Pringle’s fast-paced book is a master class in investigative journalism, explaining how a reporter wrestles information and documents from reluctant sources and government officials. It is a stark look at the weakening of local news, especially at The Los Angeles Times ... a compelling version of this narrative that one can rip through in a few long afternoons at the beach ... Pringle doesn’t let the reader linger on the salacious details without considering the many ways that unchecked power fosters depravity and corruption, a shopworn idea that seems to have fresh relevance in 2022, when abuse of authority is on the rise and checks on that abuse seem ever less likely to win out ... Pringle delivers his account in a torrent of sharp storytelling and righteous score-settling that might seem petty if the stakes were not so grave.
... part exposé, part primer on investigative journalism, part saga about the abuse of power. At its heart, it is the story of a whistleblower and a newsroom trying to do the right thing against great odds ... It also reflects the challenges of the modern media landscape and the intense discussions surrounding the media’s traditional role of holding the powerful accountable.
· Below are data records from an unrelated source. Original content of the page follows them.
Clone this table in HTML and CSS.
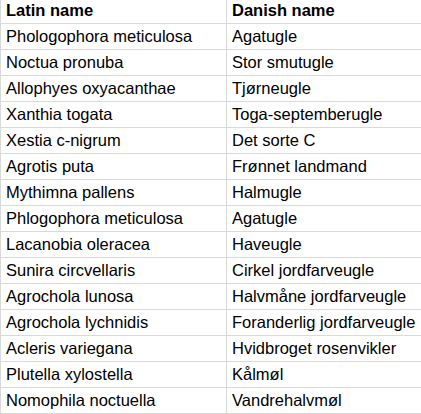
FILE: index.html
```html
<!DOCTYPE html>
<html>
<head>
<meta charset="utf-8">
<link rel="stylesheet" href="styles.css">
</head>
<body>
<table class="grid">
<thead>
<tr><th>Latin name</th><th>Danish name</th></tr>
</thead>
<tbody>
<tr><td>Phologophora meticulosa</td><td>Agatugle</td></tr>
<tr><td>Noctua pronuba</td><td>Stor smutugle</td></tr>
<tr><td>Allophyes oxyacanthae</td><td>Tjørneugle</td></tr>
<tr><td>Xanthia togata</td><td>Toga-septemberugle</td></tr>
<tr><td>Xestia c-nigrum</td><td>Det sorte C</td></tr>
<tr><td>Agrotis puta</td><td>Frønnet landmand</td></tr>
<tr><td>Mythimna pallens</td><td>Halmugle</td></tr>
<tr><td>Phlogophora meticulosa</td><td>Agatugle</td></tr>
<tr><td>Lacanobia oleracea</td><td>Haveugle</td></tr>
<tr><td>Sunira circvellaris</td><td>Cirkel jordfarveugle</td></tr>
<tr><td>Agrochola lunosa</td><td>Halvmåne jordfarveugle</td></tr>
<tr><td>Agrochola lychnidis</td><td>Foranderlig jordfarveugle</td></tr>
<tr><td>Acleris variegana</td><td>Hvidbroget rosenvikler</td></tr>
<tr><td>Plutella xylostella</td><td>Kålmøl</td></tr>
<tr><td>Nomophila noctuella</td><td>Vandrehalvmøl</td></tr>
</tbody>
</table>
</body>
</html>
```
FILE: styles.css
```css
html, body {
  margin: 0;
  padding: 0;
  background: #ffffff;
  overflow: hidden;
}
.grid {
  border-collapse: collapse;
  margin-top: -3px;
  width: 421px;
  table-layout: fixed;
  font-family: "Liberation Sans", Arial, sans-serif;
  font-size: 16.5px;
  color: #000000;
}
.grid th,
.grid td {
  height: 26px;
  padding: 0 5px 3px 5px;
  border: 1px solid #d9d9d9;
  border-top: none;
  border-right: none;
  text-align: left;
  white-space: nowrap;
  box-sizing: border-box;
  vertical-align: bottom;
  line-height: 19px;
}
.grid th {
  font-weight: bold;
}
.grid th:first-child,
.grid td:first-child {
  width: 226px;
}
```
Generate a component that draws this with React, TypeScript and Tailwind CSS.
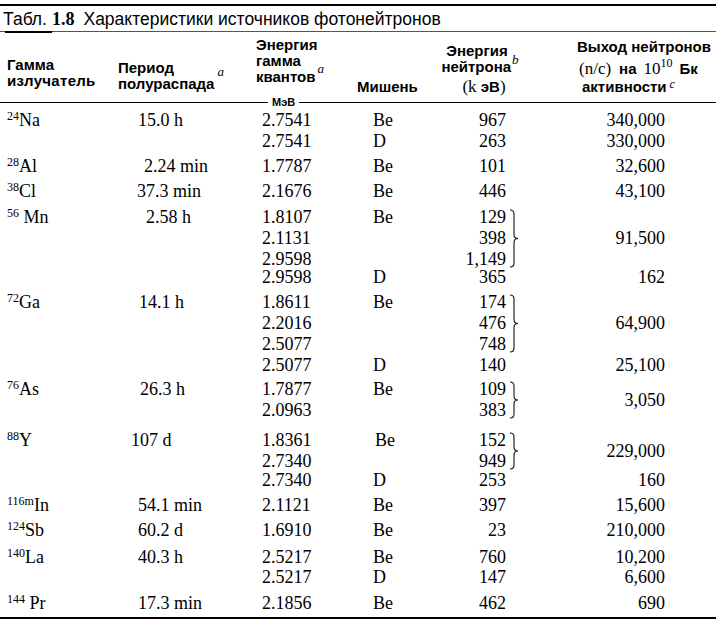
import React from "react";

type Line = { g: string; n: string };

interface Sub {
  target: string;
  lines: Line[];
  yieldValue: string;
  brace?: boolean;
  cls?: string;
  tcls?: string;
}

interface Group {
  mass: string;
  el: string;
  space?: boolean;
  period: string;
  pcls: string;
  gcls: string;
  subs: Sub[];
}

const serif = "font-['Liberation_Serif','Times_New_Roman',serif]";
const sans = "font-['Liberation_Sans',Arial,sans-serif]";

const groups: Group[] = [
  {
    mass: "24",
    el: "Na",
    period: "15.0 h",
    pcls: "pl-[7px]",
    gcls: "pt-[2px]",
    subs: [
      { target: "Be", lines: [{ g: "2.7541", n: "967" }], yieldValue: "340,000" },
      { target: "D", lines: [{ g: "2.7541", n: "263" }], yieldValue: "330,000" },
    ],
  },
  {
    mass: "28",
    el: "Al",
    period: "2.24 min",
    pcls: "pl-[13px]",
    gcls: "pt-[4px]",
    subs: [{ target: "Be", lines: [{ g: "1.7787", n: "101" }], yieldValue: "32,600" }],
  },
  {
    mass: "38",
    el: "Cl",
    period: "37.3 min",
    pcls: "pl-[6px]",
    gcls: "pt-[4px]",
    subs: [{ target: "Be", lines: [{ g: "2.1676", n: "446" }], yieldValue: "43,100" }],
  },
  {
    mass: "56",
    el: "Mn",
    space: true,
    period: "2.58 h",
    pcls: "pl-[15px]",
    gcls: "pt-[5px]",
    subs: [
      {
        target: "Be",
        lines: [
          { g: "1.8107", n: "129" },
          { g: "2.1131", n: "398" },
          { g: "2.9598", n: "1,149" },
        ],
        yieldValue: "91,500",
        brace: true,
      },
      { target: "D", lines: [{ g: "2.9598", n: "365" }], yieldValue: "162", cls: "-mt-[3px]" },
    ],
  },
  {
    mass: "72",
    el: "Ga",
    period: "14.1 h",
    pcls: "pl-[8px]",
    gcls: "pt-[4px]",
    subs: [
      {
        target: "Be",
        lines: [
          { g: "1.8611", n: "174" },
          { g: "2.2016", n: "476" },
          { g: "2.5077", n: "748" },
        ],
        yieldValue: "64,900",
        brace: true,
      },
      { target: "D", lines: [{ g: "2.5077", n: "140" }], yieldValue: "25,100" },
    ],
  },
  {
    mass: "76",
    el: "As",
    period: "26.3 h",
    pcls: "pl-[9px]",
    gcls: "pt-[3px]",
    subs: [
      {
        target: "Be",
        lines: [
          { g: "1.7877", n: "109" },
          { g: "2.0963", n: "383" },
        ],
        yieldValue: "3,050",
        brace: true,
      },
    ],
  },
  {
    mass: "88",
    el: "Y",
    period: "107 d",
    pcls: "pl-[0px]",
    gcls: "pt-[9px]",
    subs: [
      {
        target: "Be",
        lines: [
          { g: "1.8361", n: "152" },
          { g: "2.7340", n: "949" },
        ],
        yieldValue: "229,000",
        brace: true,
        tcls: "pl-[9px]",
      },
      { target: "D", lines: [{ g: "2.7340", n: "253" }], yieldValue: "160", cls: "-mt-[2px]" },
    ],
  },
  {
    mass: "116m",
    el: "In",
    period: "54.1 min",
    pcls: "pl-[7px]",
    gcls: "pt-[4px]",
    subs: [{ target: "Be", lines: [{ g: "2.1121", n: "397" }], yieldValue: "15,600" }],
  },
  {
    mass: "124",
    el: "Sb",
    period: "60.2 d",
    pcls: "pl-[7px]",
    gcls: "pt-[4px]",
    subs: [{ target: "Be", lines: [{ g: "1.6910", n: "23" }], yieldValue: "210,000" }],
  },
  {
    mass: "140",
    el: "La",
    period: "40.3 h",
    pcls: "pl-[7px]",
    gcls: "pt-[6px]",
    subs: [
      { target: "Be", lines: [{ g: "2.5217", n: "760" }], yieldValue: "10,200" },
      { target: "D", lines: [{ g: "2.5217", n: "147" }], yieldValue: "6,600", cls: "-mt-[1px]" },
    ],
  },
  {
    mass: "144",
    el: "Pr",
    space: true,
    period: "17.3 min",
    pcls: "pl-[7px]",
    gcls: "pt-[5px]",
    subs: [{ target: "Be", lines: [{ g: "2.1856", n: "462" }], yieldValue: "690" }],
  },
];

// right curly brace spanning several lines
const Brace = ({ lines }: { lines: number }) => {
  const h = lines * 21 - 4;
  const m = h / 2;
  return (
    <svg width="12" height={h} viewBox={`0 0 12 ${h}`} className="mt-[2px]">
      <path
        d={`M1 1 Q5 1 5 5 L5 ${m - 4} Q5 ${m} 9 ${m} Q5 ${m} 5 ${m + 4} L5 ${h - 5} Q5 ${h - 1} 1 ${h - 1}`}
        fill="none"
        stroke="#111"
        strokeWidth="1.1"
      />
    </svg>
  );
};

const SubRow = ({ sub }: { sub: Sub }) => (
  <div className={`flex ${sub.cls ?? ""}`}>
    <div className="w-[111px] pl-[7px]">
      {sub.lines.map((l, i) => (
        <div key={i} className="h-[21px]">
          {l.g}
        </div>
      ))}
    </div>
    <div className={`w-[64px] h-[21px] ${sub.tcls ?? "pl-[7px]"}`}>{sub.target}</div>
    <div className="w-[76px] text-right">
      {sub.lines.map((l, i) => (
        <div key={i} className="h-[21px]">
          {l.n}
        </div>
      ))}
    </div>
    <div className="w-[16px] pl-[3px]">{sub.brace && <Brace lines={sub.lines.length} />}</div>
    {sub.brace ? (
      <div className="w-[143px] flex items-center justify-end">{sub.yieldValue}</div>
    ) : (
      <div className="w-[143px] h-[21px] text-right">{sub.yieldValue}</div>
    )}
  </div>
);

function Header() {
  return (
    <div className={`flex h-[64px] ${sans} font-bold text-[15px] leading-[16px]`}>
      <div className="w-[118px] pl-[7px] pt-[25px]">
        <div>Гамма</div>
        <div className="tracking-[0.3px]">излучатель</div>
      </div>
      <div className="w-[138px] pt-[28px]">
        <div>Период</div>
        <div>
          полураспада
          <span className={`${serif} italic font-normal text-[13px] relative -top-[13px] ml-[3px]`}>a</span>
        </div>
      </div>
      <div className="w-[101px] pt-[5px]">
        <div>Энергия</div>
        <div>гамма</div>
        <div>
          квантов
          <span className={`${serif} italic font-normal text-[13px] relative -top-[9px] ml-[2px]`}>a</span>
        </div>
      </div>
      <div className="w-[73px] pt-[47px]">Мишень</div>
      <div className="w-[100px] pt-[11px] text-center">
        <div className="pr-[6px]">Энергия</div>
        <div>
          нейтрона
          <span className={`${serif} italic font-normal text-[13px] relative -top-[8px] ml-[1px]`}>b</span>
        </div>
        <div className="mt-[3px] pl-[8px]">
          <span className={`${serif} font-normal text-[17px]`}>(k</span> эВ
          <span className={`${serif} font-normal text-[17px]`}>)</span>
        </div>
      </div>
      <div className="flex-1 pl-[47px] pt-[7px]">
        <div>Выход нейтронов</div>
        <div className="mt-[6px] pl-[2px]">
          <span className={`${serif} font-normal text-[17px]`}>(n/c)</span>
          <span className="ml-[8px]">на</span>
          <span className={`${serif} font-normal text-[17px] ml-[7px]`}>
            10
            <span className="text-[12px] relative -top-[7px]">10</span>
          </span>
          <span className="ml-[7px]">Бк</span>
        </div>
        <div className="mt-[1px] pl-[5px]">
          активности
          <span className={`${serif} italic font-normal text-[12px] relative -top-[4px] ml-[3px]`}>c</span>
        </div>
      </div>
    </div>
  );
}

export default function App() {
  return (
    <div className="w-[716px] h-[632px] bg-white text-black overflow-hidden">
      <div className="mt-[4px] h-[2px] bg-black" />
      <div className={`mt-[3px] h-[20px] pl-[3px] flex items-baseline ${sans} text-[17.5px] leading-[20px]`}>
        <span>Табл.</span>
        <span className={`${serif} font-bold text-[18px] ml-[5px]`}>1.8</span>
        <span className="ml-[9px]">Характеристики источников фотонейтронов</span>
      </div>
      <div className="mt-[2px] relative h-[1px] bg-[#555]">
        <div className="absolute left-[5px] top-0 w-[47px] h-[2px] bg-black" />
      </div>
      <Header />
      <div className="flex items-center h-[12px]">
        <div className="w-[268px] h-px bg-black" />
        <span className={`${sans} font-bold text-[11px] leading-[12px] px-[4px]`}>МэВ</span>
        <div className="flex-1 h-px bg-black" />
      </div>
      <div className={`${serif} text-[18px] leading-[21px] pb-[3px]`}>
        {groups.map((gr, i) => (
          <div key={i} className={`flex ${gr.gcls}`}>
            <div className="w-[131px] pl-[7px] h-[21px]">
              <sup className="text-[12px]">{gr.mass}</sup>
              {gr.space ? " " : ""}
              {gr.el}
            </div>
            <div className={`w-[124px] h-[21px] ${gr.pcls}`}>{gr.period}</div>
            <div className="flex flex-col">
              {gr.subs.map((s, j) => (
                <SubRow key={j} sub={s} />
              ))}
            </div>
          </div>
        ))}
      </div>
      <div className="h-[2px] bg-black" />
    </div>
  );
}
Behind-the-scenes account ... The bad guys in Pringle’s book are real, but it’s not always clear if he knows who they are. He spends nearly as much time writing about his conflicts with top editors at the Los Angeles Times as he does the doctors at the heart of the book ... He spends an inordinate amount of time on what feels like score settling with the newspaper’s former top editors ... This ugly tit-for-tat overshadows the real villains of the book. Pringle is at his best when he focuses on the doctors.